I spent the next few minutes trying to pull myself together for decorum's sake, then before I knew it, he had returned and had his hands hidden behind his back.
"Slow-release or fast-acting?" he asked.
I thought about it for a second. "Fast-acting," I decided.
And he whipped out a big bar of Hershey's special dark. Fast-acting, indeed. Where he went to get it is beyond me, but I'm not sure I really want to know. Somehow not knowing makes it better, like maybe he slipped through a closet and brought back magical Narnia chocolate. Dementor-fighting Narnia chocolate. The one chocolate to rule them all.
He left the slow-acting M&Ms for later. Noor, I can't thank you enough. Honestly. Thank you. Thank you. Thank you.
Several hours later, as I was reading a little Brandon Sanderson before my lit. class started, I heard one of the girls behind me saying that all she needed was a little chocolate and she would be fine. Before I was entirely conscious of what I was doing, I had reached into my backpack and pulled out the package of M&Ms, which I promptly placed next to her sleek black MacBook. (This alliteration and rhyme is dedicated to Laura, who loves it.) The girl protested that she could not take my chocolate, but considering how it had come into my hands, I insisted. Then suddenly the girl was getting up to give me a hug and people all over the room were talking about how generous I was. One girl said I was like an angel. Even the professor was watching the proceedings. Needless to say, I felt very self-conscious.

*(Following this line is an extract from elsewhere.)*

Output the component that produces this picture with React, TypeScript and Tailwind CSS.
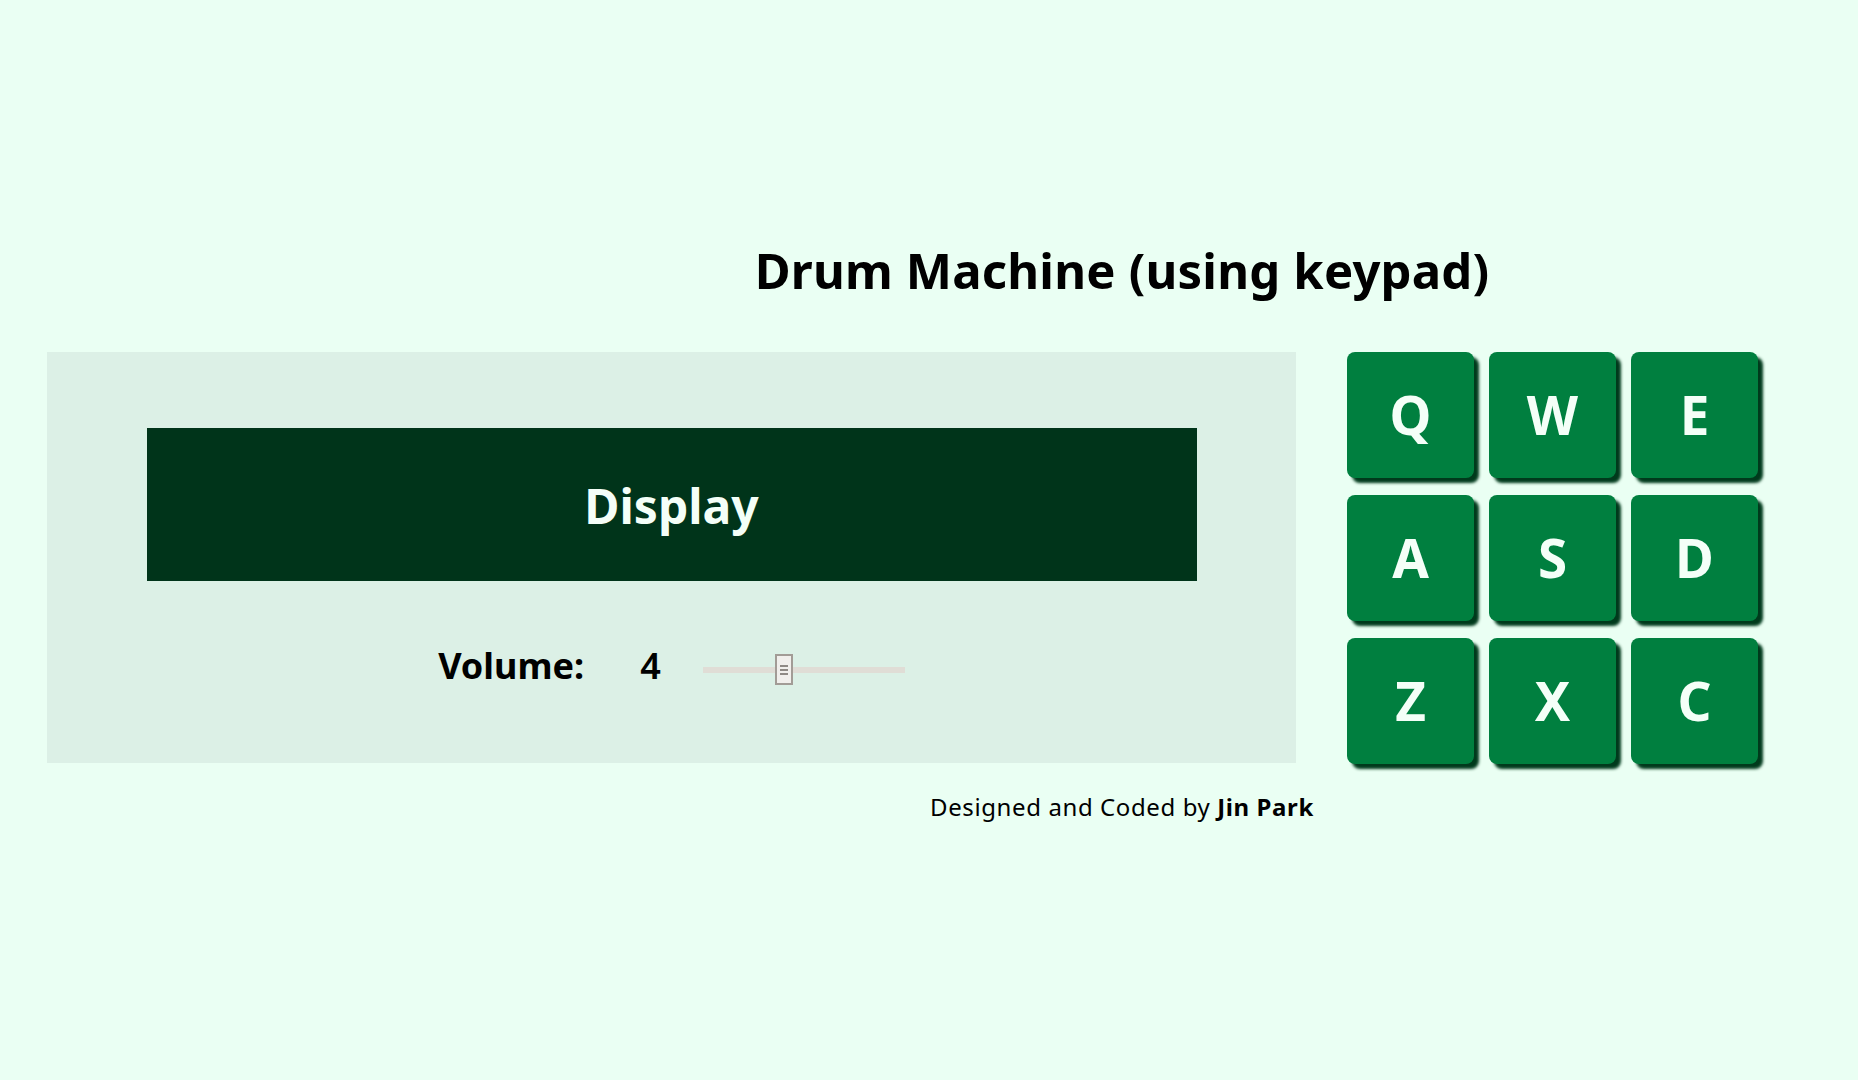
import React, { useState } from 'react'

const pads = ['Q', 'W', 'E', 'A', 'S', 'D', 'Z', 'X', 'C']

const font = { fontFamily: '"Noto Sans", "Open Sans", sans-serif' }

const VolumeSlider: React.FC<{ value: number; max: number }> = ({ value, max }) => {
  const pct = (value / max) * 100
  return (
    <div className="relative h-[31px] w-[202px] flex items-center">
      <div className="h-[6px] w-full bg-[#e0ddd6]" />
      <div
        className="absolute top-0 h-[31px] w-[18px] -translate-x-1/2 border-2 border-[#a29c96] bg-[#f1efec] flex flex-col items-center justify-center gap-[2px]"
        style={{ left: `${pct}%` }}
      >
        <div className="h-[2px] w-[8px] bg-[#8f8a85]" />
        <div className="h-[2px] w-[8px] bg-[#8f8a85]" />
        <div className="h-[2px] w-[8px] bg-[#8f8a85]" />
      </div>
    </div>
  )
}

const App: React.FC = () => {
  const [volume] = useState(4)

  return (
    <div className="min-h-screen w-full bg-[#eafff3] pt-[238px] text-black" style={font}>
      <h1 className="pl-[386px] text-center text-[49px] font-bold leading-[64px] tracking-[0.2px]">
        Drum Machine (using keypad)
      </h1>

      <div className="mt-[50px] flex pl-[47px]">
        <div className="flex h-[411px] w-[1249px] flex-col items-center bg-[#dcf0e6] pt-[76px]">
          <div className="flex h-[153px] w-[1050px] items-center justify-center bg-[#00341a] pt-[3px] text-[48px] font-bold text-[#f4fff8]">
            Display
          </div>
          <div className="mt-[65px] flex items-center">
            <span className="text-[36px] font-bold leading-none">Volume:</span>
            <span className="ml-[56px] text-[36px] font-semibold leading-none">{volume}</span>
            <div className="ml-[42px] mt-[8px]">
              <VolumeSlider value={volume} max={10} />
            </div>
          </div>
        </div>

        <div className="ml-[51px] grid grid-cols-[repeat(3,127px)] gap-x-[15px] gap-y-[17px]">
          {pads.map((key) => (
            <button
              key={key}
              className="flex h-[126px] w-[127px] items-center justify-center rounded-[8px] bg-[#007f3f] text-[53px] font-bold text-[#f4fff8] shadow-[5px_5px_3px_#003a1c]"
            >
              {key}
            </button>
          ))}
        </div>
      </div>

      <p className="mt-[25px] pl-[386px] text-center text-[24px] tracking-[0.6px]">
        Designed and Coded by <span className="font-bold">Jin Park</span>
      </p>
    </div>
  )
}

export default App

"No," I wanted to say to them. "I'm not an angel. I'm not deserving of this praise. I'm only giving what was freely given. I'm just paying it forward."
After that, before our professor turned us loose into a Socratic discussion of a short story about a balloon, I started thinking about Gordon B. Hinckley, and the advice his dad had given him while he was on his mission: Forget yourself and go to work.